Robinhood is the most visible success story of the investment boom. Mostly used by millenials – the average customer is just 31 – its free trading system has been a huge hit. Ever since lockdown started, account openings, and trades, have soared, and in a fund-raising round last week it was valued at $11bn (£8bn).

It is just one sign of the boom. More traditional American brokers have scrapped fees as well, and signed up millions of new customers. In this country, Hargreaves Lansdown, the most successful platform for private investors, has reported a surge in new accounts (188,000 in the last year).

So have German platforms. Malaysia is even considering controls on trading to dampen down the investment craze that has pushed its index to record highs. In the City and on Wall Street plenty of people will be tempted to agree with the Malaysians.

Private investors have long been regarded as a nuisance at best, and, at worst, a danger both to themselves and to the rest of us. We have started to see all the same old prejudices as a new generation have waded into the market. They are already starting to be blamed for rising volatility. They are getting the rap for the crazy valuations of a few of their favourite tech stocks.

Even a few suicides have been pinned on day trading after losses have been racked up. We can expect to hear a lot more about that if the upsurge of interest in investment continues.

Of course, we can understand why market professionals don’t like private investors. They just clutter up the market, and they don’t generate much money. Indeed, their preference for free trading squeezes margins.

Neither, on the whole, do big companies. They are just a bother. Life is much easier if the chief executive can keep the shareholders happy over a discreet lunch. You can do that with half a dozen big institutions. With thousands of day traders, forget it. But we should ignore all that.

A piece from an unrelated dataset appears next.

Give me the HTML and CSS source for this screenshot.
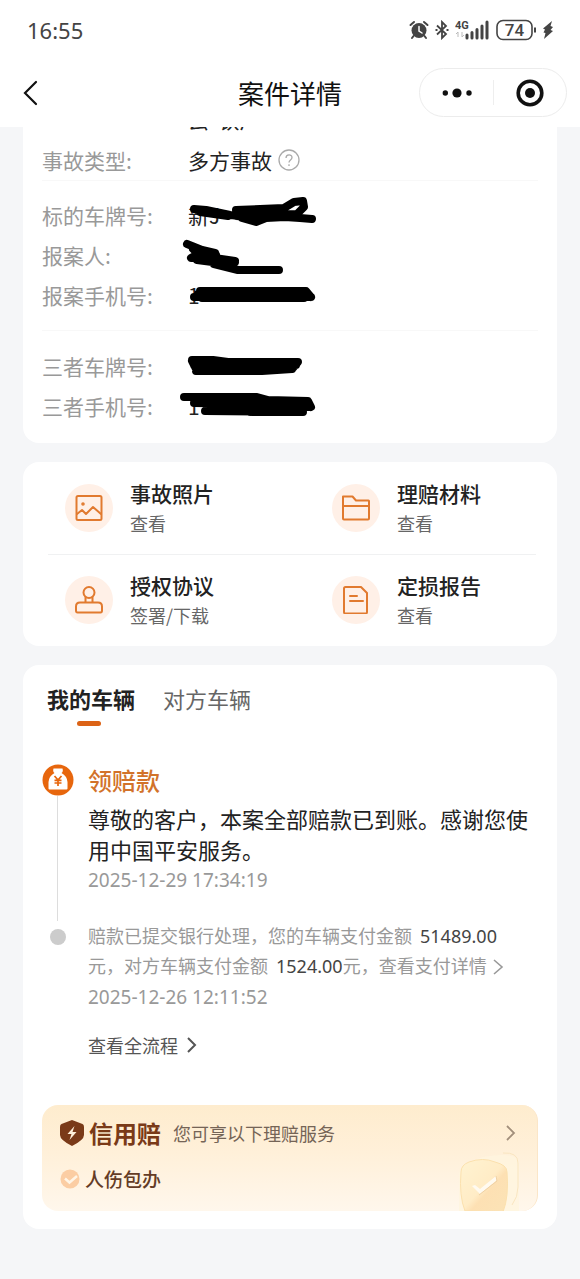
FILE: index.html
```html
<!DOCTYPE html>
<html lang="zh-CN">
<head>
<meta charset="utf-8">
<meta name="viewport" content="width=device-width, initial-scale=1">
<title>案件详情</title>
<link rel="stylesheet" href="styles.css">
</head>
<body>
<header class="header">
  <div class="status">
    <time class="clock">16:55</time>
    <div class="status-icons">
      <svg width="20" height="20" viewBox="0 0 20 20" fill="none" stroke="#444" stroke-width="2" stroke-linecap="round"><circle cx="10" cy="10.500" r="7.500" fill="#444" stroke="none"/><path d="M1.500 5 5 2M18.500 5 15 2M4.500 16 3 18M15.500 16 17 18"/><path d="M10 6.500v4.500l3 2" stroke="#fff" stroke-width="1.500"/></svg>
      <svg width="14" height="20" viewBox="0 0 14 20" fill="none" stroke="#444" stroke-width="1.800"><path d="M2 5.500 11 14 7 18V2l4 4-9 8.500"/><path d="M.500 10h2M11.500 10h2"/></svg>
      <svg class="signal" width="35" height="20" viewBox="0 0 35 20"><text x="0" y="9" class="signal-text">4G</text><path d="M3 12v5M1 14l2-2M7 12v5l2-2" stroke="#bbb" fill="none"/><path d="M12 15v3M17 12.500V18M22 9.500V18M27 6V18M32 2V18" stroke="#444" stroke-width="3" stroke-linecap="round"/></svg>
      <svg width="41" height="22" viewBox="0 0 41 22"><rect x="1" y="1.500" width="35" height="19" rx="6" fill="none" stroke="#444" stroke-width="1.600"/><path d="M39 8.500v5" stroke="#444" stroke-width="2"/><text x="18.500" y="17" text-anchor="middle" class="battery-text">74</text></svg>
      <svg width="10" height="20" viewBox="0 0 10 20" fill="#444"><path d="M9 1 0 8.500l2 1-1.500 3 2 .500L1 19l9-8-2.500-1L10 7 7.500 6z"/></svg>
    </div>
  </div>
  <div class="nav">
    <button class="icon-btn back" aria-label="返回"><svg width="16" height="26" viewBox="0 0 16 26" fill="none" stroke="#111" stroke-width="2.200" stroke-linecap="round"><path d="M14 2 3 13l11 11"/></svg></button>
    <h1 class="title">案件详情</h1>
    <div class="capsule">
      <button class="icon-btn" aria-label="更多"><svg width="30" height="12" viewBox="0 0 30 12" fill="#111"><circle cx="3.300" cy="6" r="2.700"/><circle cx="15" cy="6" r="4.600"/><circle cx="27" cy="6" r="2.700"/></svg></button>
      <button class="icon-btn" aria-label="关闭"><svg width="28" height="28" viewBox="0 0 28 28"><circle cx="14" cy="14" r="11.800" fill="none" stroke="#111" stroke-width="3.600"/><circle cx="14" cy="14" r="5" fill="#111"/></svg></button>
    </div>
  </div>
</header>

<main class="page">
  <section class="card details">
    <div class="cut-row"><span>云&nbsp; 铁厂</span></div>
    <dl class="group">
      <div class="row"><dt>事故类型:</dt><dd>多方事故<svg class="help" width="22" height="22" viewBox="0 0 22 22" fill="none" stroke="#aaa" stroke-width="1.300"><circle cx="11" cy="11" r="10"/><path d="M8 9c0-4 6-4 6-.5 0 2.500-3 2.500-3 5M11 15.300v1.700"/></svg></dd></div>
    </dl>
    <dl class="group">
      <div class="row"><dt>标的车牌号:</dt><dd>新J<svg class="ink" viewBox="180 196 140 40"><path d="M194 210 206 211 230 216 240 217M200 213 228 217M236 211 284 209 294 203 303 202 304 208 297 215 268 216M236 215 262 214 280 212M236 217 252 218 270 216 290 217M242 219 256 223 266 219 285 218 300 219 312 220"/></svg></dd></div>
      <div class="row"><dt>报案人:</dt><dd><svg class="ink" viewBox="180 236 140 40"><path d="M187 245 202 251 215 254M193 250 198 255 191 259 208 258 235 262 220 260M197 261 220 264 235 263M214 265 238 271H279M202 254 216 256 210 260"/></svg></dd></div>
      <div class="row"><dt>报案手机号:</dt><dd>1<svg class="ink" viewBox="180 276 140 40"><path d="M200 292H306L311 298M194 298H311M198 295H306M202 299H304"/></svg></dd></div>
    </dl>
    <dl class="group last">
      <div class="row"><dt>三者车牌号:</dt><dd><svg class="ink" viewBox="180 347 140 40"><path d="M192 361 213 361 228 363 298 363 293 369 196 372M194 366H296M192 362 197 372H262L292 370"/></svg></dd></div>
      <div class="row"><dt>三者手机号:</dt><dd>1<svg class="ink" viewBox="180 387 140 40"><path d="M184 398H257L268 401 308 402 311 408M194 404 308 406M205 412 303 413M198 401 220 403M210 408H309M250 413H294"/></svg></dd></div>
    </dl>
  </section>

  <nav class="card tiles">
    <div class="tile-row">
      <a class="tile" href="#photos"><span class="badge"><svg class="line-icon" viewBox="0 0 28 28"><rect x="1.500" y="2" width="25" height="24" rx="1.500"/><path d="M2 20 7 16 11 20 18 13 26 20"/><circle cx="8" cy="10" r=".800"/></svg></span><span class="tile-text"><b>事故照片</b><small>查看</small></span></a>
      <a class="tile" href="#materials"><span class="badge"><svg class="line-icon" viewBox="0 0 28 28"><path d="M1 2.500h9.500l3.500 4h12.500q.500 0 .500.500v17.500q0 1-1 1H2q-1 0-1-1zM1 12h26"/></svg></span><span class="tile-text"><b>理赔材料</b><small>查看</small></span></a>
    </div>
    <div class="tile-row">
      <a class="tile" href="#agreement"><span class="badge"><svg class="line-icon" viewBox="0 0 28 28"><circle cx="14" cy="6.500" r="5.500"/><path d="M10.500 11.500v5H5q-4 0-4 4v4Q1 26.500 2.500 26.500h23Q27 26.500 27 24.500v-4q0-4-4-4h-5.500v-5M10.500 16.500h7"/></svg></span><span class="tile-text"><b>授权协议</b><small>签署/下载</small></span></a>
      <a class="tile" href="#report"><span class="badge"><svg class="line-icon" viewBox="0 0 28 28"><path d="M3.500 1h15.500l6 6v19q0 1.500-1.500 1.500h-20Q2 27.500 2 26V2.500Q2 1 3.500 1zM8 10h7M8 15h13"/></svg></span><span class="tile-text"><b>定损报告</b><small>查看</small></span></a>
    </div>
  </nav>

  <section class="card progress">
    <div class="tabs" role="tablist">
      <button class="tab active" role="tab" aria-selected="true">我的车辆</button>
      <button class="tab" role="tab" aria-selected="false">对方车辆</button>
    </div>
    <ol class="steps">
      <li class="step">
        <div class="rail"><svg width="32" height="32" viewBox="0 0 32 32"><circle cx="16" cy="16" r="15.500" fill="#e7660d"/><path d="M11.500 4.500q-1 3 1 4.500Q7 12 6.500 18v6.500q0 1 1 1h17q1 0 1-1V18Q25 12 19.500 9q2-1.500 1-4.500z" fill="#fff"/><path d="m12.500 12 3.500 4 3.500-4M12.500 16.300h7M12.500 19h7M16 16v6" fill="none" stroke="#e7660d" stroke-width="1.700"/></svg><span class="line"></span></div>
        <div class="step-body current">
          <h2>领赔款</h2>
          <p class="message">尊敬的客户，本案全部赔款已到账。感谢您使用中国平安服务。</p>
          <time>2025-12-29 17:34:19</time>
        </div>
      </li>
      <li class="step">
        <div class="rail"><span class="dot"></span></div>
        <div class="step-body">
          <p class="past">赔款已提交银行处理，您的车辆支付金额 <strong>51489.00</strong> <br>元，对方车辆支付金额 <strong>1524.00</strong>元，<a href="#payment">查看支付详情<svg width="12" height="16" viewBox="0 0 12 16" fill="none" stroke="#999" stroke-width="1.600"><path d="m2 1 8 7-8 7"/></svg></a></p>
          <time>2025-12-26 12:11:52</time>
          <a class="all" href="#flow">查看全流程<svg width="12" height="16" viewBox="0 0 12 16" fill="none" stroke="#555" stroke-width="2"><path d="m2 1 7 7-7 7"/></svg></a>
        </div>
      </li>
    </ol>
    <a class="banner" href="#credit">
      <svg class="medal" width="82" height="62" viewBox="0 0 82 62" aria-hidden="true">
        <defs><linearGradient id="m" x1="0" y1="0" x2="1" y2="1"><stop offset="0" stop-color="#fff3d2"/><stop offset=".5" stop-color="#ffecc6"/><stop offset=".6" stop-color="#fde0b3"/><stop offset="1" stop-color="#fbe3b6"/></linearGradient></defs>
        <path d="M4 62V24Q6 16 28 8q34-6 36 6v48z" fill="#fff5df" opacity=".8"/>
        <path d="M48 4q15-1 15 10v24q0 10-6 18" fill="none" stroke="#f9e5c0"/>
        <path d="M10 62Q4 47 6 23q0-7 8-10 14-5 26 0 12 3 12 10 2 25-4 40z" fill="url(#m)" stroke="#fbe0ad"/>
        <path d="m17 37 8 8 17-14-1-4-16 13-5-4z" fill="#fffaf0"/><path d="m24 46 18-14-1-5" fill="none" stroke="#efd1a4"/>
      </svg>
      <span class="banner-head">
        <svg width="24" height="26" viewBox="0 0 24 26"><path d="M12 0 22.500 4Q24 4.500 24 7v8q0 5-12 11Q0 20 0 15V7q0-2.500 1.500-3z" fill="#7a3a18"/><path d="m14.500 6-7 8h4l-2 6 7-8h-4z" fill="#fff0da"/></svg>
        <b>信用赔</b><span class="banner-note">您可享以下理赔服务</span>
        <svg class="go" width="12" height="16" viewBox="0 0 12 16" fill="none" stroke="#a28f7b" stroke-width="1.800"><path d="m2 1 7 7-7 7"/></svg>
      </span>
      <span class="benefit"><svg width="20" height="20" viewBox="0 0 20 20"><circle cx="10" cy="10" r="9.500" fill="#fbcda3"/><path d="m5 9.500 4.500 4L17 7" fill="none" stroke="#fff5e6" stroke-width="2.500"/></svg>人伤包办</span>
    </a>
  </section>
</main>
</body>
</html>
```

FILE: styles.css
```css
* { box-sizing: border-box; }
body {
  margin: 0;
  background: #f5f6f8;
  color: #222;
  font-family: "Noto Sans CJK SC", sans-serif;
  font-size: 21px;
}
h1, h2, p, dl, dd, ol { margin: 0; padding: 0; }
ol { list-style: none; }
a { color: inherit; text-decoration: none; }
button { font: inherit; color: inherit; background: none; border: 0; padding: 0; }
svg { display: block; flex: none; }

.header { background: #fff; }
.status {
  height: 60px;
  padding: 0 27px;
  display: flex;
  align-items: center;
  justify-content: space-between;
}
.clock { font: 22px/30px "Noto Sans", sans-serif; color: #444; }
.status-icons { display: flex; align-items: center; gap: 6px; }
.signal-text { font: bold 11px Roboto, sans-serif; fill: #444; }
.battery-text { font: 500 17px Roboto, sans-serif; fill: #444; }
.nav {
  height: 67px;
  padding: 0 13px 2px;
  display: grid;
  grid-template-columns: 1fr auto 1fr;
  align-items: center;
}
.icon-btn { display: flex; align-items: center; justify-content: center; }
.back { justify-self: start; padding: 0 9px; }
.title { font-size: 26px; font-weight: 400; line-height: 36px; color: #111; }
.capsule {
  justify-self: end;
  width: 148px;
  height: 49px;
  border: 1px solid #ececec;
  border-radius: 25px;
  display: grid;
  grid-template-columns: 1fr 1fr;
  align-items: center;
}
.capsule .icon-btn { height: 25px; }
.capsule .icon-btn + .icon-btn { border-left: 1px solid #eee; }

.page { padding: 0 23px 50px; display: grid; gap: 19px; }
.card { background: #fff; border-radius: 16px; min-width: 0; }

.details { padding: 0 19px 17px; border-radius: 0 0 16px 16px; }
.cut-row {
  height: 5px;
  margin-bottom: 8px;
  padding-left: 146px;
  display: flex;
  align-items: flex-end;
  overflow: hidden;
  line-height: 26px;
}
.group { padding-bottom: 15px; margin-bottom: 15px; border-bottom: 1px solid #f8f8f8; }
.group:first-of-type { padding-bottom: 0; margin-bottom: 14px; }
.group.last { border: 0; margin: 0; padding: 0; }
.row { display: flex; align-items: center; height: 40px; line-height: 30px; }
.row dt { width: 146px; color: #999; }
.row dd { position: relative; display: flex; align-items: center; height: 40px; color: #222; }
.help { margin-left: 6px; }
.ink {
  position: absolute;
  left: -8px;
  top: 0;
  width: 140px;
  height: 40px;
  overflow: visible;
  fill: none;
  stroke: #000;
  stroke-width: 8;
  stroke-linecap: round;
  stroke-linejoin: round;
}

.tile-row { display: grid; grid-template-columns: 1fr 1fr; position: relative; }
.tile-row + .tile-row::before {
  content: "";
  position: absolute;
  left: 25px;
  right: 21px;
  top: 0;
  border-top: 1px solid #f0f1f2;
}
.tile { height: 92px; padding-left: 42px; display: flex; align-items: center; gap: 17px; }
.badge {
  width: 48px;
  height: 48px;
  border-radius: 50%;
  background: #fff0e7;
  display: flex;
  align-items: center;
  justify-content: center;
}
.line-icon {
  width: 28px;
  height: 28px;
  fill: none;
  stroke: #e17a2f;
  stroke-width: 2;
  stroke-linejoin: round;
  stroke-linecap: round;
}
.tile-text { display: grid; padding-bottom: 3px; }
.tile-text b { font-weight: 500; line-height: 32px; }
.tile-text small { font-size: 18px; line-height: 28px; color: #666; }

.progress { padding: 15px 19px 18px; }
.tabs { display: flex; gap: 28px; padding-left: 5px; }
.tab { position: relative; height: 46px; padding-bottom: 10px; font-size: 22px; line-height: 36px; color: #666; }
.tab.active { font-weight: 700; color: #222; }
.tab.active::after {
  content: "";
  position: absolute;
  left: 50%;
  bottom: 0;
  width: 24px;
  height: 5px;
  margin-left: -14px;
  border-radius: 3px;
  background: #dc6316;
}
.steps { padding-top: 38px; }
.step { display: flex; gap: 15px; }
.rail { width: 31px; display: flex; flex-direction: column; align-items: center; }
.line { flex: 1; width: 1px; background: #ddd; }
.dot { width: 16px; height: 16px; margin-top: 8px; border-radius: 50%; background: #ccc; }
.step-body { flex: 1; min-width: 0; }
.current { padding-bottom: 29px; }
.step h2 { font-size: 24px; font-weight: 500; line-height: 32px; color: #d2722a; padding-bottom: 7px; }
.message { font-size: 22px; line-height: 31px; margin-right: -10px; padding-bottom: 3px; }
.step time { display: block; font: 19px/24px "Noto Sans", sans-serif; color: #999; }
.past { font-size: 18px; line-height: 29px; color: #999; padding-bottom: 4px; }
.past strong { margin-left: 4px; font-family: "Noto Sans", sans-serif; font-weight: 400; color: #444; }
.past svg { display: inline-block; margin-left: 5px; vertical-align: -2px; }
.all { display: inline-flex; align-items: center; gap: 8px; margin-top: 22px; font-size: 18px; line-height: 28px; color: #555; }

.banner {
  position: relative;
  display: grid;
  margin-top: 46px;
  padding: 10px 20px 14px 18px;
  gap: 10px;
  border-radius: 16px;
  overflow: hidden;
  background: linear-gradient(to top, #fff7ec, #fff0d9 55%, #feecce);
  border-right: 1px solid #fbe6c8;
}
.medal { position: absolute; right: 0; bottom: 0; }
.banner-head { display: flex; align-items: center; line-height: 36px; color: #7a3a18; }
.banner-head b { font-size: 24px; margin: 0 12px 0 5px; }
.banner-note { font-size: 18px; color: #756456; }
.go { margin-left: auto; }
.benefit { position: relative; display: flex; align-items: center; gap: 5px; font-size: 19px; font-weight: 500; line-height: 36px; color: #643c26; }
```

The new generation of traders are the best thing to happen to the market in years. First, they are bringing fresh money and, perhaps more importantly, people into the market. With the decline of private investment, with the closure of final salary pension schemes linked to the market, and falling levels of home ownership, millenials have increasingly been locked out of the main ways free market capitalism creates wealth.

But as Amazon and Apple soar in value, it is not just going to be a few hedge funds and institutions that make a lot of money. It will be the millions of small investors, and mainly younger ones, who have invested as well. Is that a bad thing? Of course not.

Robinhood took its name from the man who famously stood for re-distributing money from the rich to the poor. Equity ownership is a far better way of doing that than highway robberies (or indeed its modern equivalent wealth taxes). In truth, private investment will finally start spreading the rewards of the system more widely – and that is long overdue.

Next, they bring lots of fresh information and enthusiasm to the market. Another big problem for all the main equity markets has been the rise of passive investing. The institutions have convinced themselves they can never beat the market so they just buy an index.

The Robinhood traders swap information feverishly, and back their own experiences and hunches. Should Tesla really be worth more than Toyota and Volkswagen?

The professionals scoff that is a bubble waiting to burst, but the small traders think it is the Apple of transport and are buying into that vision. Maybe they are right, and maybe they are not. The debate is far healthier than simply buying an ETF off the Dow.

Finally, they are far more committed to the companies they invest in, a lot more interested in small businesses, and are typically willing to back their favourites over the long term. The resurrection of the private investor started in the crowd-funding market, where thousands of start-ups tapped up investors who didn’t mind taking a risk on an ambitious idea for a new business.

The day traders have the same spirit. Typically, they back companies because they know the product, and think it’s great. That is a healthy corrective to the risk-averse, safety-first approach of the big fund management houses.  

In truth, small individual shareholders have usually been far better investors than institutions. Over the past 30 years their numbers have declined, and so has the number of listed companies. The result? An equity market that looks about as lively as a nightclub during lockdown.

If the craze for equity trading survives, and keeps going even after we finally return to normality, it will create a far healthier market. Far from being a danger to anyone, the Robinhood traders may well end up saving capitalism for all of us.